Of course, there is a catch to West’s theory: such unbounded growth is ultimately unsustainable. It’s the Godzilla problem with a twist. Such a system will keep growing to infinity, requiring infinite resources, and that is just not possible in the real world. The key is innovation via disruptive technologies, for instance. A major paradigm shift will essentially reset the system, staving off collapse. But those shifts must occur at an ever-accelerating pace. There may have been thousands of years between the Stone, Bronze and Iron Ages, West writes, but only two decades between the computer age and the dawn of the information age. He likens it to having to jump around on a series of accelerating treadmills at an ever-increasing rate. And he predicts we’re due another major shift in the next 20–30 years.

Physicists are infamous, especially among statisticians, for seeing power laws everywhere, but West has constructed a rigorous and convincing case for his thesis, in clear and engaging prose. Alas, he frequently repeats himself, and he can’t quite shake off the awkward academese. (I lost count of how many times the reader is told that something will be discussed in more detail later.) That said, given the sheer scope of his subject, perhaps it’s not a bad idea to hammer the central message home several times.

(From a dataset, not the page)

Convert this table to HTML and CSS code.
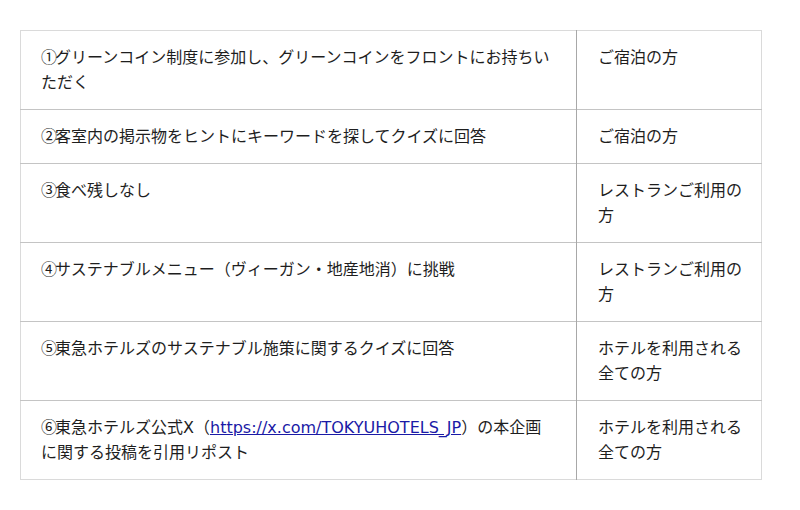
FILE: index.html
```html
<!DOCTYPE html>
<html lang="ja">
<head>
<meta charset="utf-8">
<link rel="stylesheet" href="styles.css">
</head>
<body>
<div class="page">
<table class="tbl">
<tr><td class="task"><span class="num">①</span>グリーンコイン制度に参加し、グリーンコインをフロントにお持ちいただく</td><td class="who">ご宿泊の方</td></tr>
<tr><td class="task"><span class="num">②</span>客室内の掲示物をヒントにキーワードを探してクイズに回答</td><td class="who">ご宿泊の方</td></tr>
<tr><td class="task"><span class="num">③</span>食べ残しなし</td><td class="who">レストランご利用の方</td></tr>
<tr><td class="task"><span class="num">④</span>サステナブルメニュー（ヴィーガン・地産地消）に挑戦</td><td class="who">レストランご利用の方</td></tr>
<tr><td class="task"><span class="num">⑤</span>東急ホテルズのサステナブル施策に関するクイズに回答</td><td class="who">ホテルを利用される全ての方</td></tr>
<tr><td class="task"><span class="num">⑥</span>東急ホテルズ公式X（<a class="link" href="#">https://x.com/TOKYUHOTELS_JP</a>）の本企画に関する投稿を引用リポスト</td><td class="who">ホテルを利用される全ての方</td></tr>
</table>
</div>
</body>
</html>
```
FILE: styles.css
```css
html, body {
  margin: 0;
  padding: 0;
  background: #fff;
}
.page {
  padding: 30px 20px;
  font-family: "DejaVu Sans", "Noto Sans CJK JP", sans-serif;
  font-size: 16px;
  line-height: 25px;
  color: #1e1e1e;
}
.tbl {
  width: 742px;
  border-collapse: collapse;
  border: 1px solid #dadada;
}
.tbl td {
  vertical-align: top;
  padding: 14px 20px 14px 20px;
  border-top: 1px solid #c4c4c4;
}
.tbl tr:first-child td {
  border-top: 1px solid #dadada;
}
.task {
  width: 515px;
  border-right: 1px solid #a8a8a8;
}
.tbl .who {
  padding-left: 21px;
  padding-right: 12px;
}
.num {
  font-family: "Noto Sans CJK JP", sans-serif;
  line-height: 16px;
  letter-spacing: -2px;
}
.link {
  color: #1a1aa6;
  text-decoration: underline;
}
```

Reading Scale, one’s thoughts inevitably turn to death – what Steve Jobs once called “life’s change agent”. By West’s scaling calculations, human beings in the early 21st century have roughly three billion heartbeats in a life span. How can we best make use of that time? Perhaps this is why West invokes the famous chess-playing scene from Ingmar Bergman’s classic film The Seventh Seal, where Death asks Antonius if he ever stops questioning. Antonius answers, “No, I never stop.” As West concludes, “And neither should we.” Only by constantly asking questions about how the world works, can we hope to ensure our continued survival.